I believe this is the post you are referring to in the section about crit?

Life in Group 5: Gearing, Gemming and Enchanting

The explanation of the stats are found here: Life in Group 5: Stats but the previous link explains the stat priorities.

From what I can see these have been last updated during 4.0.6 so the stat priorities with better gear might be slightly off.

I understand your points in this, as a healer myself I know quite a bit about the stat weighting and priorities. That said I also think that stat priorities for healers are very personal, some people like slower, bigger heals (no haste lots of master/crit), others like faster and smaller heals (haste/mastery). However, I do not fully agree on your critical hit rating standpoint. (Just want to add quickly that I'm a priest healer main with ever other healer as an alt)

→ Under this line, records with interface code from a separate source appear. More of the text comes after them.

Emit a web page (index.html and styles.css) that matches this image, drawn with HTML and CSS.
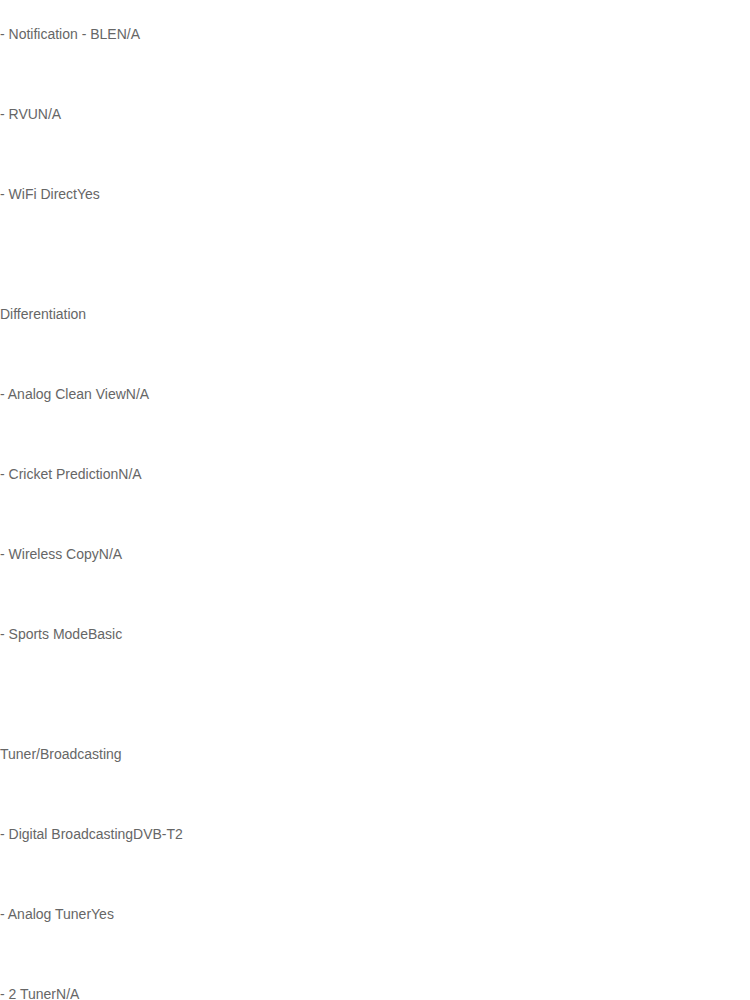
FILE: index.html
```html
<!DOCTYPE html>
<html lang="en">
<head>
  <meta charset="UTF-8" />
  <meta name="viewport" content="width=device-width, initial-scale=1.0"/>
  <title>Specifications</title>
  <link rel="stylesheet" href="styles.css">
</head>
<body>
  <div class="spec-group">
    <div class="spec-row"><span class="spec-label">- Notification - BLE</span><span class="spec-value">N/A</span></div>
    <div class="spec-row"><span class="spec-label">- RVU</span><span class="spec-value">N/A</span></div>
    <div class="spec-row"><span class="spec-label">- WiFi Direct</span><span class="spec-value">Yes</span></div>
  </div>

  <div class="spec-group">
    <div class="spec-row spec-title">Differentiation</div>
    <div class="spec-row"><span class="spec-label">- Analog Clean View</span><span class="spec-value">N/A</span></div>
    <div class="spec-row"><span class="spec-label">- Cricket Prediction</span><span class="spec-value">N/A</span></div>
    <div class="spec-row"><span class="spec-label">- Wireless Copy</span><span class="spec-value">N/A</span></div>
    <div class="spec-row"><span class="spec-label">- Sports Mode</span><span class="spec-value">Basic</span></div>
  </div>

  <div class="spec-group">
    <div class="spec-row spec-title">Tuner/Broadcasting</div>
    <div class="spec-row"><span class="spec-label">- Digital Broadcasting</span><span class="spec-value">DVB-T2</span></div>
    <div class="spec-row"><span class="spec-label">- Analog Tuner</span><span class="spec-value">Yes</span></div>
    <div class="spec-row"><span class="spec-label">- 2 Tuner</span><span class="spec-value">N/A</span></div>
  </div>
</body>
</html>
```

FILE: styles.css
```css
body {
  margin: 0;
  font-family: 'Liberation Sans', Arial, sans-serif;
  font-size: 14px;
  color: #666;
  background-color: #fff;
}

.spec-group + .spec-group {
  margin-top: 40px;
}

.spec-row {
  line-height: 20px;
  padding: 24px 0 36px;
}
```
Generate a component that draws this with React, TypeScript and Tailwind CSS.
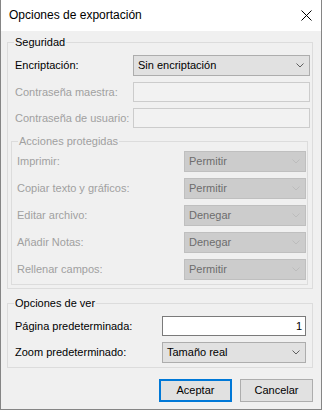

In the current situation, where gear is really good, with huge amounts of spell power and intellect (I believe I'm at about 14k SP?), critical hit rating loses a bit more value than it used to. With the high amounts of intellect, crit already gets a nice boost (I have 2 items with crit, reforged into haste/mastery and still get 25% crit in raids) and putting it even higher on the priority list to me seems a bit over the top. I personally think that crit is only usefull in a number of encounters (mostly Spine, Ultraxion and Zon'ozz), where getting critical heals is really good, in the other encounters it is very situational (e.g. on hagara it is only usefull during lightning phase) because it often becomes a lot of overhealing, where haste/mastery would have been a better choice.

Now I do understand that shamans have some really useful critical hit bonuses through ancestral awakening and ancestral fortitude, but once again these are quite situational. As for the ancestral awakening, for as far as I know this only procs on direct heals and not on healing rain or chain healing... which are your biggest heals in a raid environment, single target direct healing isn't used an awful lot so this is put a bit on the back foot.

As for the relation to mastery: I think stacking mastery is better since it ALWAYS increases your healing output, whenever you need it, as opposed to the random critting. stacking both makes your crits really good, but this once again makes the overhealing that much larger as well.

But enough about crit and mastery, I wonder what you think about my ideas on haste and spirit.

As for haste: I totally get your point, I have tried many stat priorities with many different reforges, and found myself going out of mana really fast when I was stacking haste. But once again, with this really good gear, I would rather label haste as mana-neutral as opposed to mana-negative. Why? Because with such good gear our lightning bolt hits for a lot more than it used to in 4.0.X and being able to cast these faster makes you regain more mana during downtime.

On the spirit point: personally I really like to stack this on my shammy, because Mana Tide Totem makes it so good, not only for myself (which most healers mana cooldown are personal: innervate, divine plea, shadowfiend), but also for the entire raid since all the healers get this buff. A buff that grows better really fast with spirit and is especially effective in a 25-man raid. Ofcourse that is just my opinion, personally I don't mind losing some HPS if that means that the other 4-5 healers can get their HPS up by a lot more than I lose (e.g. if i lose 3k, they gain 3k each), but that is just how I like to play.

What are your thoughts on this? I would really like to heal your opinion on it because my ideas could be off as well.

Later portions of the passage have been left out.